Used wholesale vehicle prices edge lower

Canada’s used wholesale vehicle market continued to soften in late February, according to the latest weekly analysis from Canadian Black Book.

The report, covering the week ending Feb. 28, shows overall wholesale values declining modestly as the market continues adjusting to rising supply and cautious buyer activity.

Recent Canadian Black Book data shows the market trending slightly downward, with used vehicle prices declining in recent weeks after brief gains earlier in the year. Car segments have generally posted modest declines, while truck and SUV segments have also softened, reflecting broader normalization after the unusually strong used-vehicle values seen during the pandemic.

Auction conditions remain mixed. Sell rates have varied significantly depending on inventory quality and seller expectations, with sellers often maintaining firm floor prices while buyers remain selective.

Supply entering the wholesale channel has been gradually increasing, though demand for clean, retail-ready vehicles continues to be strong. Canadian Black Book analysts said upstream channels, including fleets and other early remarketing sources, are still absorbing a portion of available inventory before it reaches traditional wholesale auctions.
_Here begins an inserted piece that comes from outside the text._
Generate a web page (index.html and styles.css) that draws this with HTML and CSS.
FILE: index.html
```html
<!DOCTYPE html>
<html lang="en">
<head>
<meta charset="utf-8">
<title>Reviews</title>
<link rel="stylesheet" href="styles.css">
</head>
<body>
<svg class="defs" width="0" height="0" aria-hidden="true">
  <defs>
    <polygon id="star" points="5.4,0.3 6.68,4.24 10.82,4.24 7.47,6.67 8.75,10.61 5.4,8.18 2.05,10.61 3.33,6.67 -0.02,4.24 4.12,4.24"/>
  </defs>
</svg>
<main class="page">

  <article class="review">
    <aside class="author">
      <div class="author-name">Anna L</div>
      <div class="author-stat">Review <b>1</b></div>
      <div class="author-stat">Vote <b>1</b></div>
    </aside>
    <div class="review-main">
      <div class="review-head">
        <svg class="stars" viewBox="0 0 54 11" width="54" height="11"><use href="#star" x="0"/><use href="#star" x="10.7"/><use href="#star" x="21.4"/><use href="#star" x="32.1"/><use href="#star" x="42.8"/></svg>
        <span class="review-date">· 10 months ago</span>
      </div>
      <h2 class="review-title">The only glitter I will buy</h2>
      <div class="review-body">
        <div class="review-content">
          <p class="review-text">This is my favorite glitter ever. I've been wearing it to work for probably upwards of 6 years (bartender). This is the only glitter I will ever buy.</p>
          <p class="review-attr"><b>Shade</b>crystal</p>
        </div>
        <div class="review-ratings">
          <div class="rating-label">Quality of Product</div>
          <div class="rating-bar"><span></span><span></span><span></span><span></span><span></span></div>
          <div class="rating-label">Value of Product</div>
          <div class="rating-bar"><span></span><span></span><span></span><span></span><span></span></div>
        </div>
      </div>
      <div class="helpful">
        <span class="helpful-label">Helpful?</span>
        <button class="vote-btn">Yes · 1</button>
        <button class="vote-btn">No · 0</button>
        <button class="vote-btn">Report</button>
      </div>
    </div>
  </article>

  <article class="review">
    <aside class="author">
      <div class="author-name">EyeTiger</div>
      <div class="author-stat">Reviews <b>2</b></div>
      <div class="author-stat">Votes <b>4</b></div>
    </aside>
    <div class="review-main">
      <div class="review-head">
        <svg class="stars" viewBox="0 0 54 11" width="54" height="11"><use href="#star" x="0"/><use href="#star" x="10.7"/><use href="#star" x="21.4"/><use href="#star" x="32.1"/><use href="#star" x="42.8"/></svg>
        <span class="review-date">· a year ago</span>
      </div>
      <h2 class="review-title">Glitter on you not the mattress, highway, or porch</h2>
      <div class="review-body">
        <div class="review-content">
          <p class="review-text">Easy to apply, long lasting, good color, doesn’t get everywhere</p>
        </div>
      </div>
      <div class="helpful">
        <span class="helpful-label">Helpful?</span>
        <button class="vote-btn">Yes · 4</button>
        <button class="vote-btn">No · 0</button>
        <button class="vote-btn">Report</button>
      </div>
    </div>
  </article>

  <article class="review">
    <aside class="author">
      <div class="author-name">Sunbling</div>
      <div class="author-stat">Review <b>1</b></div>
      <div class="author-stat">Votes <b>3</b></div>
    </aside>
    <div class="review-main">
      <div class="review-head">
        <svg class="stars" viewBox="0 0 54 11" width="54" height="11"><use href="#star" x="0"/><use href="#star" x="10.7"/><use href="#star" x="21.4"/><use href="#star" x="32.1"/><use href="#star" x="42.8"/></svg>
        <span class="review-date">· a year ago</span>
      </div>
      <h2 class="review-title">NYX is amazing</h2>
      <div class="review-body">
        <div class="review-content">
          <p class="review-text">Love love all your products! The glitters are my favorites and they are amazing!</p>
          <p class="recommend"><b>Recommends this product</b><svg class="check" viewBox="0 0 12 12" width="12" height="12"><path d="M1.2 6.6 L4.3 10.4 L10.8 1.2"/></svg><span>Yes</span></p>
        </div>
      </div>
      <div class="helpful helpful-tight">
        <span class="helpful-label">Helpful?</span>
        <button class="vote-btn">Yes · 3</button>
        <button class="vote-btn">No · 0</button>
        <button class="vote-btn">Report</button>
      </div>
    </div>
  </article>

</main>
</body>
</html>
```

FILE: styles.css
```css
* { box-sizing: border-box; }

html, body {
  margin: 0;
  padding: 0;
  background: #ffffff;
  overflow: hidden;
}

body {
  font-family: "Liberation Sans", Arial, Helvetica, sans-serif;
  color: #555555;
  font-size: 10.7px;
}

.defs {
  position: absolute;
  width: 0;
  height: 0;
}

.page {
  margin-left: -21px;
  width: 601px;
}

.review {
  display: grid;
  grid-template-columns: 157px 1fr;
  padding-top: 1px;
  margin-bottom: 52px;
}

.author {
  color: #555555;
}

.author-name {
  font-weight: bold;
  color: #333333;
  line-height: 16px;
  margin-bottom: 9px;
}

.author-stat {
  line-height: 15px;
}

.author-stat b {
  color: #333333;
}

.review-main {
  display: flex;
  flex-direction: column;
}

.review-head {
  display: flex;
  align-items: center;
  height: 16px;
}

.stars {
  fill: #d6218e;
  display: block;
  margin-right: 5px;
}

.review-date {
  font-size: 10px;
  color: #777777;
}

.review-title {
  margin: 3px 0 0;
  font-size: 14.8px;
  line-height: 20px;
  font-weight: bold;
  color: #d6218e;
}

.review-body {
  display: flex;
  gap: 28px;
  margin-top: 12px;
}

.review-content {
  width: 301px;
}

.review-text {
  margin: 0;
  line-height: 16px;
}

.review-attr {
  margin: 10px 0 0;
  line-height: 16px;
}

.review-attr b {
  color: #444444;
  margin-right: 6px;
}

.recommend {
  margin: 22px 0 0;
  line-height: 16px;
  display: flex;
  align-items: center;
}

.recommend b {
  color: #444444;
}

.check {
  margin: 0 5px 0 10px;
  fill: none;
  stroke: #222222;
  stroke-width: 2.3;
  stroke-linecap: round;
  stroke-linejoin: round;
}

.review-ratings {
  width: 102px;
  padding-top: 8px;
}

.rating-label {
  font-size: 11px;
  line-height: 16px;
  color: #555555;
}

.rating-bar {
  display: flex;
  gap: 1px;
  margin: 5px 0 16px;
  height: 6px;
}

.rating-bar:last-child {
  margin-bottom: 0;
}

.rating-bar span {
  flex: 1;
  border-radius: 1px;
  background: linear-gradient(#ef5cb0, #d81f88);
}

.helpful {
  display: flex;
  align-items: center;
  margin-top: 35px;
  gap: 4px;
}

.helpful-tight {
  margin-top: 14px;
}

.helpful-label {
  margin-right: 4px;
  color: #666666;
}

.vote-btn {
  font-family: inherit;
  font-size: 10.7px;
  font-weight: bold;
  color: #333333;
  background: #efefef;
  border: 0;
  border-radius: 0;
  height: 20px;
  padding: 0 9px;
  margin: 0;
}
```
At the retail level, used-vehicle listing prices have also been easing slightly. The average 14-day moving price for used vehicles on Canadian dealer lots recently slipped to about $36,800, based on roughly 205,000 listings nationwide. 

Industry developments are also shaping the broader market. In its weekly update, Canadian Black Book noted ongoing product activity among automakers, including moves by OEMs to introduce new trims and adjust vehicle offerings as they respond to changing consumer demand and pricing pressures. These shifts, analysts say, could influence future used-vehicle values as new models and powertrain options enter the market.
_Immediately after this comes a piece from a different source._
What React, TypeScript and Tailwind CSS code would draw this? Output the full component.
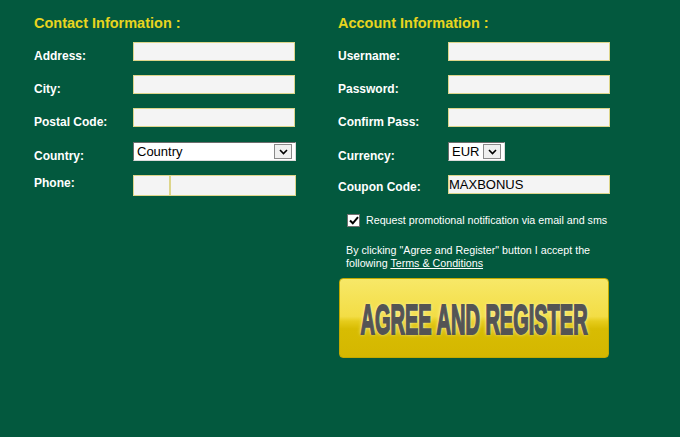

Industry developments are also shaping the broader market. Canadian Black Book’s update points to several notable moves by automakers and policymakers. Ford Motor Co. has delayed its planned three-row electric SUVs, shifting its strategy toward smaller and more affordable EVs expected later this decade. At the same time,  Honda Canada has faced backlash from dealers after proposing to cut margins on future EV models by as much as 44 per cent, prompting the Canadian Automobile Dealers Association to push for changes to the plan. Meanwhile, British Columbia is expanding EV infrastructure with plans for roughly 500 new public charging stations, part of the province’s goal of reaching 10,000 chargers by 2030. 

In other news, the federal government has started issuing import permits to Chinese EV manufacturers. The permits allow 24,500 vehicles to enter Canada over a six-month period (until August 31st) on a “first come, first served” basis.